Dirty freight rates improved in February, with m-o-m gains in VLCCs and Suezmaxes outpacing declines in Aframaxes. VLCCs picked up from a relatively lower base, as renewed demand for long-haul vessels strengthened rates. Rates on the Middle East-to-East route rose 22% m-o-m. Gains in Suezmax spot freight rates earned back some of the previous month’s losses with rates on the US Gulf Coast-to-Europe route up 18% compared with the previous month.
By contrast, Aframax rates fell from high levels. Spot freight rates on the intra-Med route declined 18% m-o-m. Clean rates edged up, as West of Suez rose 14% and East of Suez rates slipped 4%. Rates in the Atlantic basin claimed back some of the previous month’s losses.

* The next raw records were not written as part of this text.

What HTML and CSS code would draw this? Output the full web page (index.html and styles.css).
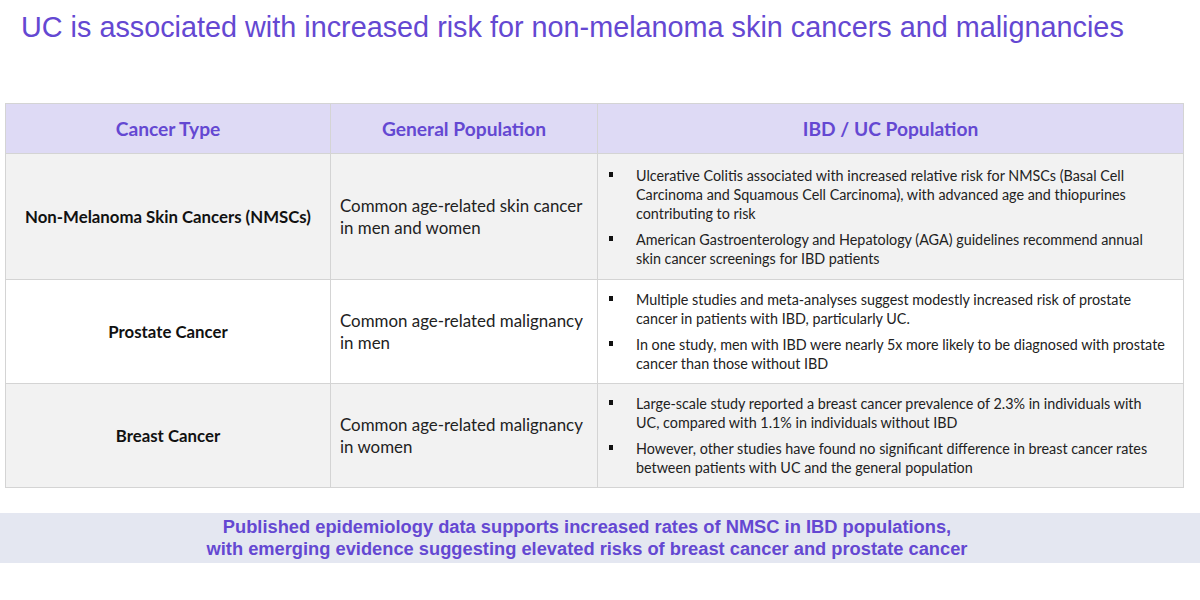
FILE: index.html
```html
<!DOCTYPE html>
<html>
<head>
<meta charset="utf-8">
<link rel="stylesheet" href="styles.css">
</head>
<body>
<h1 class="title">UC is associated with increased risk for non-melanoma skin cancers and malignancies</h1>
<table class="grid">
  <colgroup><col class="c1"><col class="c2"><col class="c3"></colgroup>
  <thead>
    <tr><th>Cancer Type</th><th>General Population</th><th>IBD / UC Population</th></tr>
  </thead>
  <tbody>
    <tr class="r1 shade">
      <td class="type">Non-Melanoma Skin Cancers (NMSCs)</td>
      <td class="gen">Common age-related skin cancer in men and women</td>
      <td class="ibd"><ul>
        <li>Ulcerative Colitis associated with increased relative risk for NMSCs (Basal Cell Carcinoma and Squamous Cell Carcinoma), with advanced age and thiopurines contributing to risk</li>
        <li>American Gastroenterology and Hepatology (AGA) guidelines recommend annual skin cancer screenings for IBD patients</li>
      </ul></td>
    </tr>
    <tr class="r2">
      <td class="type">Prostate Cancer</td>
      <td class="gen">Common age-related malignancy in men</td>
      <td class="ibd"><ul>
        <li>Multiple studies and meta-analyses suggest modestly increased risk of prostate cancer in patients with IBD, particularly UC.</li>
        <li>In one study, men with IBD were nearly 5x more likely to be diagnosed with prostate cancer than those without IBD</li>
      </ul></td>
    </tr>
    <tr class="r3 shade">
      <td class="type">Breast Cancer</td>
      <td class="gen">Common age-related malignancy in women</td>
      <td class="ibd"><ul>
        <li>Large-scale study reported a breast cancer prevalence of 2.3% in individuals with UC, compared with 1.1% in individuals without IBD</li>
        <li>However, other studies have found no significant difference in breast cancer rates between patients with UC and the general population</li>
      </ul></td>
    </tr>
  </tbody>
</table>
<div class="banner">
  <p>Published epidemiology data supports increased rates of NMSC in IBD populations,<br>with emerging evidence suggesting elevated risks of breast cancer and prostate cancer</p>
</div>
</body>
</html>
```

FILE: styles.css
```css
html, body { margin: 0; padding: 0; background: #ffffff; }
body { width: 1200px; height: 600px; overflow: hidden; }

.title {
  margin: 0;
  padding: 11px 0 0 21px;
  height: 39px;
  font-family: "Liberation Sans", Arial, sans-serif;
  font-weight: normal;
  font-size: 28.8px;
  line-height: 33px;
  color: #6448d2;
  white-space: nowrap;
}

.grid {
  margin: 53px 0 0 5px;
  width: 1178px;
  border-collapse: collapse;
  font-family: "Lato", "Open Sans", sans-serif;
  table-layout: fixed;
}
.c1 { width: 325px; }
.c2 { width: 267px; }
.c3 { width: 586px; }

.grid th, .grid td { border: 1px solid #d4d4d4; }

.grid th {
  background: #dedaf5;
  color: #6448d2;
  font-weight: bold;
  font-size: 19.2px;
  height: 49px;
  padding: 0;
}

.shade td { background: #f2f2f2; }
.r1 td { height: 125px; }
.r2 td, .r3 td { height: 103px; }

.type {
  text-align: center;
  font-weight: bold;
  font-size: 16.8px;
  color: #111;
  padding: 0;
}
.gen {
  font-size: 16.9px;
  line-height: 22px;
  color: #222;
  padding: 0 6px 0 9px;
}
.ibd { padding: 0 16.5px 0 0; vertical-align: middle; }
.ibd ul { list-style: none; margin: 0; padding: 0; }
.ibd li {
  position: relative;
  padding-left: 38px;
  font-size: 14.35px;
  line-height: 19px;
  color: #222;
}
.ibd li + li { margin-top: 7px; }
.ibd li::before {
  content: "";
  position: absolute;
  left: 11px;
  top: 6px;
  width: 4px;
  height: 5px;
  background: #111;
}

.banner {
  margin-top: 25px;
  height: 50px;
  background: #e4e7f1;
  display: flex;
  align-items: center;
  justify-content: center;
}
.banner p {
  margin: 0;
  padding-right: 26px;
  text-align: center;
  font-family: "Liberation Sans Narrow", "Liberation Sans", Arial, sans-serif;
  font-weight: bold;
  font-size: 18.3px;
  line-height: 22px;
  color: #6448d2;
}
```
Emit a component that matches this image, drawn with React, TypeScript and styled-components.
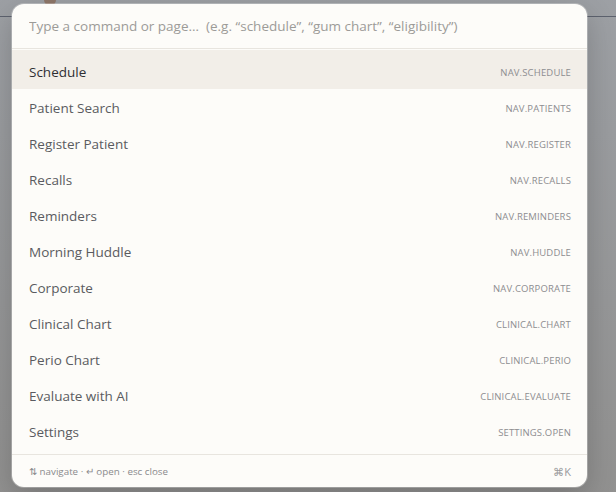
import styled, { createGlobalStyle } from "styled-components";

interface ICommand {
    label: string;
    action: string;
}

const commands: ICommand[] = [
    { label: "Schedule", action: "NAV.SCHEDULE" },
    { label: "Patient Search", action: "NAV.PATIENTS" },
    { label: "Register Patient", action: "NAV.REGISTER" },
    { label: "Recalls", action: "NAV.RECALLS" },
    { label: "Reminders", action: "NAV.REMINDERS" },
    { label: "Morning Huddle", action: "NAV.HUDDLE" },
    { label: "Corporate", action: "NAV.CORPORATE" },
    { label: "Clinical Chart", action: "CLINICAL.CHART" },
    { label: "Perio Chart", action: "CLINICAL.PERIO" },
    { label: "Evaluate with AI", action: "CLINICAL.EVALUATE" },
    { label: "Settings", action: "SETTINGS.OPEN" },
];

const GlobalStyle = createGlobalStyle`
    html, body {
        margin: 0;
        padding: 0;
        width: 616px;
        height: 492px;
        overflow: hidden;
    }
    body {
        font-family: "Open Sans", "Noto Sans", sans-serif;
    }
`;

const Page = styled.div`
    position: relative;
    width: 616px;
    height: 492px;
    background: #f4f2ee;
`;

const PageHeader = styled.div`
    height: 16px;
    border-bottom: 1px solid #1c2238;
    display: flex;
    align-items: flex-end;
    padding-left: 44px;
`;

const HeaderDot = styled.span`
    width: 12px;
    height: 12px;
    border-radius: 50%;
    background: #c46a2a;
    margin-bottom: 10px;
`;

const Backdrop = styled.div`
    position: absolute;
    inset: 0;
    background: linear-gradient(180deg, rgba(120, 125, 133, 0.7) 0%, rgba(118, 118, 118, 0.78) 100%);
    padding: 4px 0 0 12px;
`;

const Palette = styled.div`
    width: 575px;
    height: 483px;
    background: #fdfcf9;
    border-radius: 12px;
    box-shadow: 0 0 0 1px rgba(255, 255, 255, 0.25), 0 10px 30px rgba(0, 0, 0, 0.2);
    display: flex;
    flex-direction: column;
    overflow: hidden;
`;

const SearchInput = styled.input`
    height: 44px;
    flex-shrink: 0;
    border: none;
    border-bottom: 1px solid #e8e5df;
    background: transparent;
    padding: 0 16px 0 17px;
    font-family: "Open Sans", "Noto Sans", sans-serif;
    font-size: 13.5px;
    color: #333;
    outline: none;
    &::placeholder {
        color: #9c9b98;
    }
`;

const List = styled.div`
    flex: 1;
    padding-top: 1px;
    border-bottom: 1px solid #e8e5df;
`;

const Row = styled.div<{ active?: boolean }>`
    height: 36px;
    display: flex;
    align-items: center;
    justify-content: space-between;
    padding: 2px 16px 0 17px;
    box-sizing: border-box;
    background: ${props => props.active ? "#f2eee8" : "transparent"};
    &:first-child {
        height: 39px;
        padding-top: 5px;
    }
`;

const Label = styled.span<{ active?: boolean }>`
    font-size: 13.5px;
    color: ${props => props.active ? "#2f2f33" : "#5a5b60"};
`;

const Action = styled.span`
    font-size: 9.5px;
    color: #8d8d90;
    letter-spacing: 0.15px;
`;

const Footer = styled.div`
    height: 32px;
    flex-shrink: 0;
    display: flex;
    align-items: center;
    justify-content: space-between;
    padding: 0 16px 0 17px;
    font-size: 9.8px;
    color: #8a8a8c;
`;

const Shortcut = styled.span`
    font-size: 11px;
    color: #9a9a9c;
`;

function App() {
    return <Page>
        <GlobalStyle />
        <PageHeader><HeaderDot /></PageHeader>
        <Backdrop>
            <Palette>
                <SearchInput placeholder="Type a command or page…  (e.g. “schedule”, “gum chart”, “eligibility”)" />
                <List>
                    {commands.map((c, i) => (
                        <Row key={c.action} active={i === 0}>
                            <Label active={i === 0}>{c.label}</Label>
                            <Action>{c.action}</Action>
                        </Row>
                    ))}
                </List>
                <Footer>
                    <span>⇅ navigate · ↵ open · esc close</span>
                    <Shortcut>⌘K</Shortcut>
                </Footer>
            </Palette>
        </Backdrop>
    </Page>
}

export default App;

Crude and Refined Products Trade
Preliminary data shows US crude exports set a record high of 4.3 mb/d in February. US crude imports declined from a three-year high the month before to an average 6.4 mb/d in February. Preliminary aggregate customs data showed China’s crude imports declined in January and February 2023 from the high levels seen in the previous three months to an average 10.4 mb/d. China’s product exports were lower in the first two months of the year, averaging 1.6 mb/d, falling from an almost three-year high the month before, with losses seen across all major products.
India’s crude imports rose 2% in January to average 4.7 mb/d, as refiners returned from maintenance and boosted inflows of discounted Russian grades. India’s product exports erased much of the gains seen the month before, averaging 1.1 mb/d, with declines across the barrel. Japan’s crude imports fell from a four-month high in January to an average 2.7 mb/d. Japan’s product imports, including LPG, were little changed in January after reaching an 11-month high the month before, and product exports recovered further. Preliminary estimates for February show OECD Europe bringing in alternate crudes from a variety of regions, with Russian imports limited to Turkey and southern Druzhba flows.
Commercial Stock Movements
Preliminary January 2023 data sees total OECD commercial oil stocks up by 34.9 mb m-o-m. At 2,802 mb, they were 147 mb higher than the same time one year ago, but 75 mb lower than the latest five-year average and 124 mb below the 2015–2019 average. Within the components, crude and product stocks rose m-o-m by 10.5 mb and 24.5 mb, respectively. At 1,372 mb, OECD crude stocks were 120 mb higher than the same time a year ago, but 4 mb lower than the latest five-year average and 59 mb lower than the 2015–2019 average. OECD product stocks stood at 1,430 mb, representing a surplus of 26 mb from the same time a year ago, but they were 71 mb lower than the latest five-year average and 65 mb below the 2015–2019 average.
In terms of days of forward cover, OECD commercial stocks rose m-o-m by 0.8 days in January 2023 to stand at 60.8 days. This is 2.9 days above the January 2022 level, but 3.1 days less than the latest five-year average and 1.2 days lower than the 2015–2019 average.
Balance of Supply and Demand
Demand for OPEC crude in 2022 is revised down by 0.2 mb/d from last month’s assessment to stand at 28.4 mb/d. This is around 0.5 mb/d higher than in 2021. Demand for OPEC crude in 2023 is revised down by 0.2 mb/d from the previous assessment to stand at 29.3 mb/d. This is around 0.8 mb/d higher than in 2022.